Time for some tests:

tests11 = equal1 (proj 14) (proj 14)
-- Martín Escardó's find_i result: (1.82 secs, 39783148 bytes)
-- ours: (0.42 secs, 22456632 bytes)
tests12 = equal1 (proj 14) (proj 15)
-- Martín Escardó's find_i result: (3.64 secs, 79934000 bytes)
-- ours: (0.00 secs, 0 bytes)
tests13 = equal1 (ton 14) (ton 14)
-- Martín Escardó's find_i result: (5.98 secs, 153746524 bytes)
-- ours: (2.96 secs, 245394268 bytes)
tests14 = equal1 (ton 14) (ton 15)
-- Martín Escardó's find_i result: (12.85 secs, 325268744 bytes)
-- ours: (0.00 secs, 0 bytes)
tests15 = equal1 (ton 15) (ton 15)
-- Martín Escardó's find_i result: (13.61 secs, 342230580 bytes)
-- ours: (6.03 secs, 524111536 bytes)

The tests are satisfying in one respect. Still, the inefficiency is obvious. If we enable tracing of each bit retrieval and evaluate capply1 (ton 3) twothirds, we see

  bit 0: 1
  no bit 1
  bit 0: 1
  bit 1: 0
  no bit 2
  bit 0: 1
  bit 1: 0
  bit 2: 1
  5

The predicate ton 3 requested bit 0 and got it. It then requested bit 1 and didn’t get, and so failed. The Cantor number computed bit 1 as requested, and the predicate is re-invoked. It again requests the bit 0, and bit 1. Now it needs bit 2, and so it fails. The Cantor numeral computes bit 2, re-invokes the predicate, which proceeds to retrieve the bits it retrieved already. Memoization would help.

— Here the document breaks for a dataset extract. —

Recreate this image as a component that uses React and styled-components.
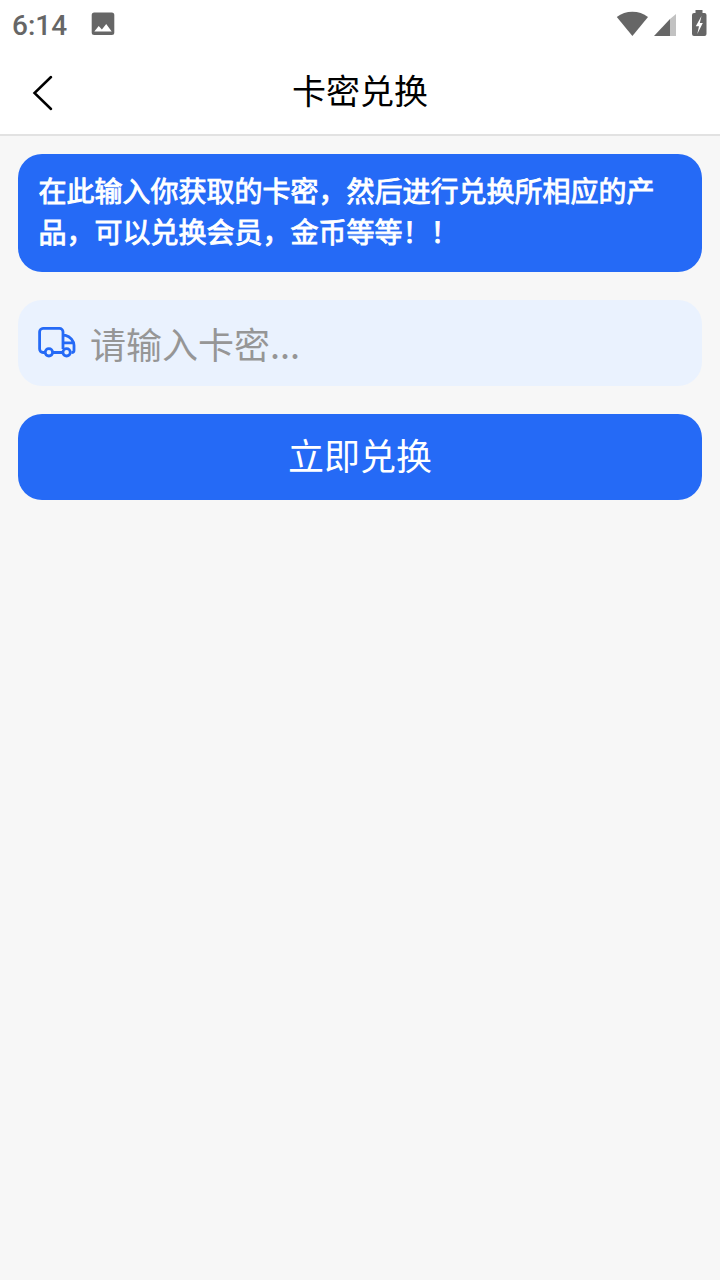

As it turns out, we can impose memoization transparently, without changing the code of the functions. We can cause the function to compute the result of their partial application to available bits. We refine the Maybe monad to return not just the indicator of failure (meaning, the request for a longer prefix). Rather, we return a function that takes the longer prefix; that new function – the continuation – is in general specialized to the already seen prefix:

data Inc a = Done a | More (Prefix -> Inc a)

The following instances show that once some data is available, they can be used right away:

instance Monad Inc where
    return = Done
    (Done x) >>= k = k x
    (More f) >>= k = More (\pr -> f pr >>= k)

instance GetBit Inc where
    getbit pr i = 
      maybe (More (\pr -> getbit pr i)) (return . coerce) (M.lookup i pr)

We should modify our previous capply to use the residualized, partially applied predicate. The changes compared to capply1 are trivial:

capply2 :: CantorFN Inc a -> Cantor -> a
capply2 f (Cantor pr next) = case f pr of
                   Done x -> x
                   More f -> capply2 f (next pr)

More importantly though, none of the previously defined functions on Cantor numbers, e.g., f, h, ton, proj, need to be re-defined. They can be used as they are. We may evaluate capply2 (ton 3) twothirds and see the difference:

bit 0: 1
no bit 1
bit 1: 0
no bit 2
bit 2: 1
5

Once bit i has been requested and received, it is no longer retrieved again.

After we modify search1 along the lines of capply2 (please see the complete code), we repeat the stress tests:

tests23 = equal2 (ton 14) (ton 14)
-- Martín Escardó's find_i result: (5.98 secs, 153746524 bytes)
-- Ours: (0.70 secs, 27485480 bytes)
tests24 = equal2 (ton 14) (ton 15)
-- Martín Escardó's find_i result: (12.85 secs, 325268744 bytes)
-- ours: (0.00 secs, 0 bytes)
tests25 = equal2 (ton 15) (ton 15)
-- Martín Escardó's find_i result: (13.61 secs, 342230580 bytes)
-- ours: (1.41 secs, 55052820 bytes)

Incidentally, even with the most sophisticated find_vii, Martín Escardó’s code equal (ton 14) (ton 14) still takes (6.87 secs, 186692916 bytes) Thus, our technique performs about 9 times faster on “dense” functions.